-- Begin --

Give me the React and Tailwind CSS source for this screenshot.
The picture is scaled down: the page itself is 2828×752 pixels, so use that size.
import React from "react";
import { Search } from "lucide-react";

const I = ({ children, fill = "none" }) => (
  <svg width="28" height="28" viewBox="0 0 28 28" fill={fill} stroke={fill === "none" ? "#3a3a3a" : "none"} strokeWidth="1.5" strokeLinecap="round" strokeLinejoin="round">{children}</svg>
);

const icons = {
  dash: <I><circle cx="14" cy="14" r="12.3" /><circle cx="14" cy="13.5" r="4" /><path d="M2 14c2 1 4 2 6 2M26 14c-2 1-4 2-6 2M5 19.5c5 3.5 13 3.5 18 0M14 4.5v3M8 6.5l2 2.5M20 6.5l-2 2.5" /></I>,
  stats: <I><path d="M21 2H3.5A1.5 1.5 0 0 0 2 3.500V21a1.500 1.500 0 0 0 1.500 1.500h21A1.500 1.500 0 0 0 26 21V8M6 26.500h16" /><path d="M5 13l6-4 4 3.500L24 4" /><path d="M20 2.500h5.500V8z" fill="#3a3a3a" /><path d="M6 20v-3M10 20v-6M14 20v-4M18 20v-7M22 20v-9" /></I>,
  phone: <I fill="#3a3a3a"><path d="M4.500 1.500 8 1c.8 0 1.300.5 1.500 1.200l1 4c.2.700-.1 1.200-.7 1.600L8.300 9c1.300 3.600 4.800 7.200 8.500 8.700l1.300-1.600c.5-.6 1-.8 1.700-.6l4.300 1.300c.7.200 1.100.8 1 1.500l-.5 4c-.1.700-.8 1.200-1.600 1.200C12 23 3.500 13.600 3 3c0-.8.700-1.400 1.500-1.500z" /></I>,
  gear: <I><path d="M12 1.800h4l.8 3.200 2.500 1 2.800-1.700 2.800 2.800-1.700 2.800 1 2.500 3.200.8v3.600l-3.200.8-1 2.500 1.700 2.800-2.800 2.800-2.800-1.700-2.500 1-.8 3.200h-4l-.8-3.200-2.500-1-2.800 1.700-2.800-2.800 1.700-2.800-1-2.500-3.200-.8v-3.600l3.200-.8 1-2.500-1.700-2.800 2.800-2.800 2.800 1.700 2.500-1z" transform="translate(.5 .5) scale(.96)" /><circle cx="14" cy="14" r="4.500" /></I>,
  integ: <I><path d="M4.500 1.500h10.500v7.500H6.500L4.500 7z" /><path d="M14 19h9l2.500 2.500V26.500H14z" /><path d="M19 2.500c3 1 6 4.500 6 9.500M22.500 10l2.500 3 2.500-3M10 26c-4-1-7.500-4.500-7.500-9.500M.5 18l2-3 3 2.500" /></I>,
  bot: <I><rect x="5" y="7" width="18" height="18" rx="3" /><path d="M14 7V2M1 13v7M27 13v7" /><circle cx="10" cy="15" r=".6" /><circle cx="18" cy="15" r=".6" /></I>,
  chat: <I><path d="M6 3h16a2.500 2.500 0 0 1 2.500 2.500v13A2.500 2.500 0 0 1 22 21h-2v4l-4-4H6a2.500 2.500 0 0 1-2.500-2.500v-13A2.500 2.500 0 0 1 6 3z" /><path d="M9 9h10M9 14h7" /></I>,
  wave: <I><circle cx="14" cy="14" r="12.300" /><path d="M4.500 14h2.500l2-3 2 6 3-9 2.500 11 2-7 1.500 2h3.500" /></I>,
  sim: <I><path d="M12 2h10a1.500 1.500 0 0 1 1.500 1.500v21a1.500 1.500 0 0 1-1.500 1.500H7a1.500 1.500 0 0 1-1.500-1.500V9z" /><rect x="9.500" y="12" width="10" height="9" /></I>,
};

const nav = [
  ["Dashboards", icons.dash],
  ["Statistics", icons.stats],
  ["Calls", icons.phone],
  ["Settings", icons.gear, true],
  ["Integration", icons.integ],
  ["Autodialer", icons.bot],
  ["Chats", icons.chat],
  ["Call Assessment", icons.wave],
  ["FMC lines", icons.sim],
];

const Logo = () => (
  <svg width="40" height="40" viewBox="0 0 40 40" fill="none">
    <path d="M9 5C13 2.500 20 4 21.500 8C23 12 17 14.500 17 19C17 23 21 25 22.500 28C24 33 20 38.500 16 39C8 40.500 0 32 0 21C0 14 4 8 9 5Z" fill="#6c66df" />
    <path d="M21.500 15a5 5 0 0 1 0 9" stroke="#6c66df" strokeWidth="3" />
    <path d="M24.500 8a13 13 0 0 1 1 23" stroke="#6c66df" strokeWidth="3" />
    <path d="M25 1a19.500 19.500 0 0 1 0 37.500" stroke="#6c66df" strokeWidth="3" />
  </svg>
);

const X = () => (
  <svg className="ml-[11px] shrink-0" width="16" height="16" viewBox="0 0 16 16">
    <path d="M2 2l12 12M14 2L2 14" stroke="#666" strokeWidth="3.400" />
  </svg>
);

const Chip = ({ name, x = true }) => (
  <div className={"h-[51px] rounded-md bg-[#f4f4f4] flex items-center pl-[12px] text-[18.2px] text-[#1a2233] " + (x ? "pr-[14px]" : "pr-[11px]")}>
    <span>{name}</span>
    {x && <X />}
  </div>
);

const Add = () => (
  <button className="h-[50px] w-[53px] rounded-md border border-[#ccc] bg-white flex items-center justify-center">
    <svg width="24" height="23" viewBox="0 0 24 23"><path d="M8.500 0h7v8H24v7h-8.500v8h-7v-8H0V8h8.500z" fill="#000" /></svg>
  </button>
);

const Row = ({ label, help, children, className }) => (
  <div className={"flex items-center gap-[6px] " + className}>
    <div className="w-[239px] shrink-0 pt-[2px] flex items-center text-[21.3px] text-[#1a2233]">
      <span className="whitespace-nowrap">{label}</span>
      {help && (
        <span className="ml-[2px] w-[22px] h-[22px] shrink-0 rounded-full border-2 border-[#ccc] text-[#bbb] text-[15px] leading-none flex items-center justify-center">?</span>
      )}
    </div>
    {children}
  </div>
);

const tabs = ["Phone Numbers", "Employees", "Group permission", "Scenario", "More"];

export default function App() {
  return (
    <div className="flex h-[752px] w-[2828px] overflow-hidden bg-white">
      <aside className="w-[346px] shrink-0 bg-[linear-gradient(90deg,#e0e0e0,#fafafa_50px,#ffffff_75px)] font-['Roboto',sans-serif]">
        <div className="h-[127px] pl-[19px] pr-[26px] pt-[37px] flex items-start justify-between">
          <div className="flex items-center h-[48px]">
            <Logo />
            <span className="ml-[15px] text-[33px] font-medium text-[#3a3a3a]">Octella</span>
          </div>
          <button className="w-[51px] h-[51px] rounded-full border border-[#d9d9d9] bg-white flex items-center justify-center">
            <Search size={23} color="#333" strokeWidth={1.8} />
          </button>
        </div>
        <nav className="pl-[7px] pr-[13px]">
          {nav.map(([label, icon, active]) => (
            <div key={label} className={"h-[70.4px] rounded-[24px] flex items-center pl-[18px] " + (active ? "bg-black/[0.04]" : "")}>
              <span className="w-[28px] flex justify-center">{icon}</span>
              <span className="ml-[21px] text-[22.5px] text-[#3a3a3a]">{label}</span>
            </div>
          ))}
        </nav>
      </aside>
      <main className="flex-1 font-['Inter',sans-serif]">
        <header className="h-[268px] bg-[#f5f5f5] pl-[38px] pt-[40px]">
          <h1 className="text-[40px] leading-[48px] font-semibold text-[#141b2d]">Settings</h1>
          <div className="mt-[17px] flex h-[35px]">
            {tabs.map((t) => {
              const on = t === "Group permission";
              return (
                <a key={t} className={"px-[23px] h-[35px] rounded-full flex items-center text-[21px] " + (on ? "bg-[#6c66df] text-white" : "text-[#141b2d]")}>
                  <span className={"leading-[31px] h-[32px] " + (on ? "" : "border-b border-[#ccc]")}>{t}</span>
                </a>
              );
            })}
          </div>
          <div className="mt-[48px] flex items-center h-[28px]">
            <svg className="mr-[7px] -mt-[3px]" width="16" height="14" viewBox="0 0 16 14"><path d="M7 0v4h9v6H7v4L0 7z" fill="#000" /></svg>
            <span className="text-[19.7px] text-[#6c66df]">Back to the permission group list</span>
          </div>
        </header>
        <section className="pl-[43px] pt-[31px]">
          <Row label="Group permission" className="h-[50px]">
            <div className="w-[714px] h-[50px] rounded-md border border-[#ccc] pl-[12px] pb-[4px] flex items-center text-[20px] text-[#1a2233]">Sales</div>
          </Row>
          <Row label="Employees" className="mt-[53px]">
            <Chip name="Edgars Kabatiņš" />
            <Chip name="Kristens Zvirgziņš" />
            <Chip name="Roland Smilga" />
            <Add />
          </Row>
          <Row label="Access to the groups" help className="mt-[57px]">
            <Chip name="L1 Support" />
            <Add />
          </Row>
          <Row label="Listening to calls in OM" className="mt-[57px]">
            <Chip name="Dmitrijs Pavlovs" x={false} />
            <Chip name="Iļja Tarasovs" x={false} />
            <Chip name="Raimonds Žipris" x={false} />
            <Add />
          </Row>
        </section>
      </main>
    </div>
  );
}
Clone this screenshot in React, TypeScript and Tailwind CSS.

-- End --

Exercise description:
From the material above, gather all lines that include the string "screenshot" and copy them.

Solution to the problem:
Give me the React and Tailwind CSS source for this screenshot.
Clone this screenshot in React, TypeScript and Tailwind CSS.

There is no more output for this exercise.